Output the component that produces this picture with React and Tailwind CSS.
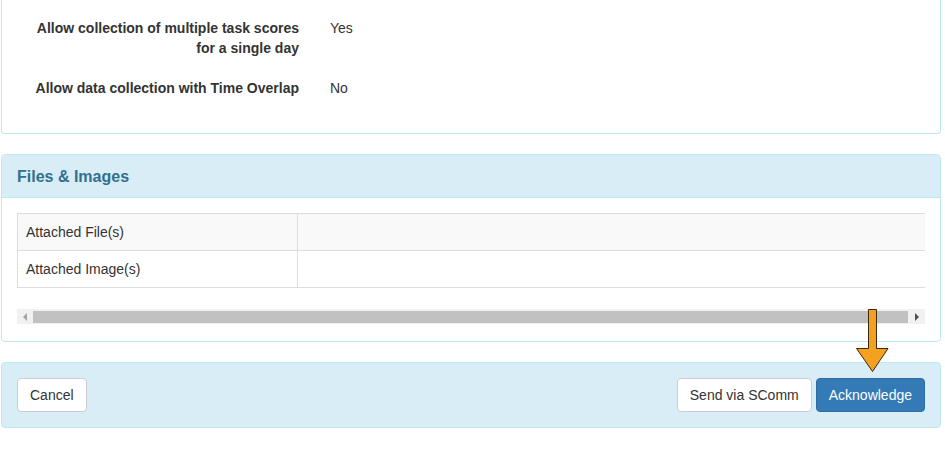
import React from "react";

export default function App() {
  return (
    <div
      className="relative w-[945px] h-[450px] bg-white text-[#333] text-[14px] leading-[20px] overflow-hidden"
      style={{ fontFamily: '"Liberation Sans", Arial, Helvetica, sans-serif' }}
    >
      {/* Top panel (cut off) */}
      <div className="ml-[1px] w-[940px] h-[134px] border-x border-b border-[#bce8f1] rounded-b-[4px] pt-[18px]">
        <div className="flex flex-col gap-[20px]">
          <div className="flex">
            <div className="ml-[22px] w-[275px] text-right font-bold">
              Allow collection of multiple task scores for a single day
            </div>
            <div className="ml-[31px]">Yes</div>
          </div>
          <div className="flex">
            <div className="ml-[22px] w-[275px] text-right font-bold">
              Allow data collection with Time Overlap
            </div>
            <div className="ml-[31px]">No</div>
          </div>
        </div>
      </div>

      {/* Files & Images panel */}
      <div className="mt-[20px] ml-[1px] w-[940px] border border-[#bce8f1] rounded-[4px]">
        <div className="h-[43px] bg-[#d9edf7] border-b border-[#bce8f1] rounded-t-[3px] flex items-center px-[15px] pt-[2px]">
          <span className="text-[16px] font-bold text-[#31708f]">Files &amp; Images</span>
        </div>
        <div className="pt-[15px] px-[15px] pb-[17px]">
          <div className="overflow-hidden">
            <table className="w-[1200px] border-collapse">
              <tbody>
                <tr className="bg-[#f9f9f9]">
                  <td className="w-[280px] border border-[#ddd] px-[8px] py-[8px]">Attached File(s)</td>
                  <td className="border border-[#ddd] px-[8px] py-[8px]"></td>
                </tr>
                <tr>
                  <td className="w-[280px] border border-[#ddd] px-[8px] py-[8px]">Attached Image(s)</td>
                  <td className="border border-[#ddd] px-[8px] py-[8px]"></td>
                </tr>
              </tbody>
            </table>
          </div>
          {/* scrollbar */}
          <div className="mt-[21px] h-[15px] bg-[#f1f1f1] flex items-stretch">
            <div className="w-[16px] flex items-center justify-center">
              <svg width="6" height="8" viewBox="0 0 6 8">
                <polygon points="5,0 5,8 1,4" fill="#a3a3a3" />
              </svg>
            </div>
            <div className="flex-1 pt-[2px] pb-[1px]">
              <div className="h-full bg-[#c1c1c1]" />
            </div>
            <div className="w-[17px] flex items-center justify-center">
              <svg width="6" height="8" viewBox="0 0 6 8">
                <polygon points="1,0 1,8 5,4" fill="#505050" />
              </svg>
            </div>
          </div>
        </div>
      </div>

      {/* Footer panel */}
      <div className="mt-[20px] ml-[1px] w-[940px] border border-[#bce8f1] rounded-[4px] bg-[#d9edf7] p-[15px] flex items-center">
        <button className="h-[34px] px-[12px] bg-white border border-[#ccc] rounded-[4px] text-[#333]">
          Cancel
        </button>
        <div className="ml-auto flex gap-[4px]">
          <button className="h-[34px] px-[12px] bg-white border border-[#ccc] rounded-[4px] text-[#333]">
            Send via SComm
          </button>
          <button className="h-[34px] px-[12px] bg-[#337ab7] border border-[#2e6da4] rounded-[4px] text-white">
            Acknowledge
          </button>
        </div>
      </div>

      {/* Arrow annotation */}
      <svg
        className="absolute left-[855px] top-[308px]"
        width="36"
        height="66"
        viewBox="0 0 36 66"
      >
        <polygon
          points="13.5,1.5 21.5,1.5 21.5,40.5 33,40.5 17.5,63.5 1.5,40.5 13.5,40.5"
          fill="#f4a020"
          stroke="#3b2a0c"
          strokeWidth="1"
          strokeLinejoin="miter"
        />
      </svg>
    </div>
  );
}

========================

* **Exercise details**
Omit the pictures, then repeat exactly each line from the beginning of the listing through the line with "import React from".

* **Written solution**
Output the component that produces this picture with React and Tailwind CSS.
import React from "react";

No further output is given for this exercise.